A key insight is the strong age dependence of the observable population. Immediately after scattering (≤1 Myr) the number of planets on wide orbits peaks, but as the system ages, the fraction on unstable trajectories declines sharply. By ~10 Myr roughly 60–70 % of the scattered planets have settled onto stable, low‑eccentricity ultra‑wide orbits, while the remainder have been lost. Consequently, young stellar associations (≤30 Myr) are the most promising hunting grounds for direct imaging surveys.

The authors then translate these dynamical results into detection prospects. They model the intrinsic luminosity of young giant planets as a function of mass and age, and combine these spectra with contrast curves for current high‑contrast imagers (VLT/SPHERE, Gemini/GPI) and upcoming extremely large telescopes (ELTs). In the L‑band (3.5 µm) and M‑band (4.8 µm), present‑day instruments can achieve ~10⁻⁶ contrast at separations of 0.5–1″, sufficient to detect 5–10 M_J planets at 100–300 AU around stars younger than ~30 Myr. The simulations suggest that about 10 % of the scattered population falls within these detectable limits. Future ELTs, with expected contrasts of 10⁻⁷–10⁻⁸, would push the detection threshold down to 1–3 M_J planets at 50 AU and extend the observable age range to >100 Myr.
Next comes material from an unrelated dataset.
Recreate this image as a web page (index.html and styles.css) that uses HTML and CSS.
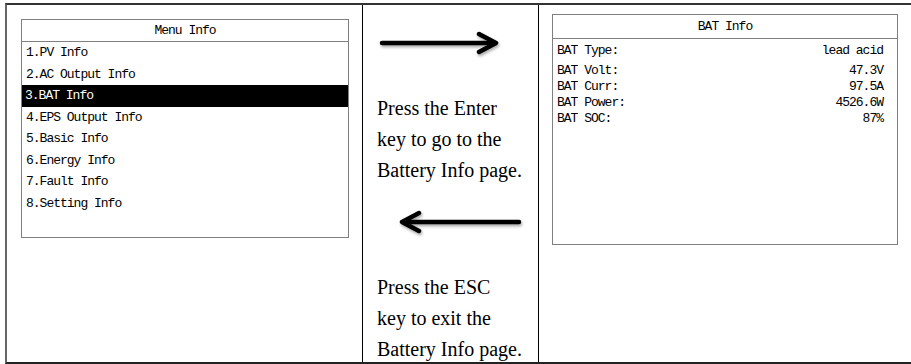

Based on these findings, the paper proposes an observational strategy: prioritize nearby (≤150 pc), young stars; conduct deep integrations in the thermal‑infrared where planet‑star contrast is most favorable; and obtain multi‑epoch data to confirm common proper motion and orbital motion. Detecting even a modest number of such wide‑orbit giants would provide a direct test of the scattering hypothesis and, by extension, constrain the efficiency of core‑accretion in the inner disk.

In summary, the study presents a comprehensive theoretical framework that links early‑stage multi‑planet instability to a population of wide‑separation giant planets. It quantifies the survival limits imposed by stellar gravity versus galactic tides, demonstrates a clear decline in the observable population on ~10 Myr timescales, and shows that current and next‑generation direct‑imaging facilities are capable of detecting several members of this population. The results thus bridge a gap between planet formation theory and observational surveys, offering a concrete pathway to assess how common dynamical scattering is in shaping the architecture of planetary systems.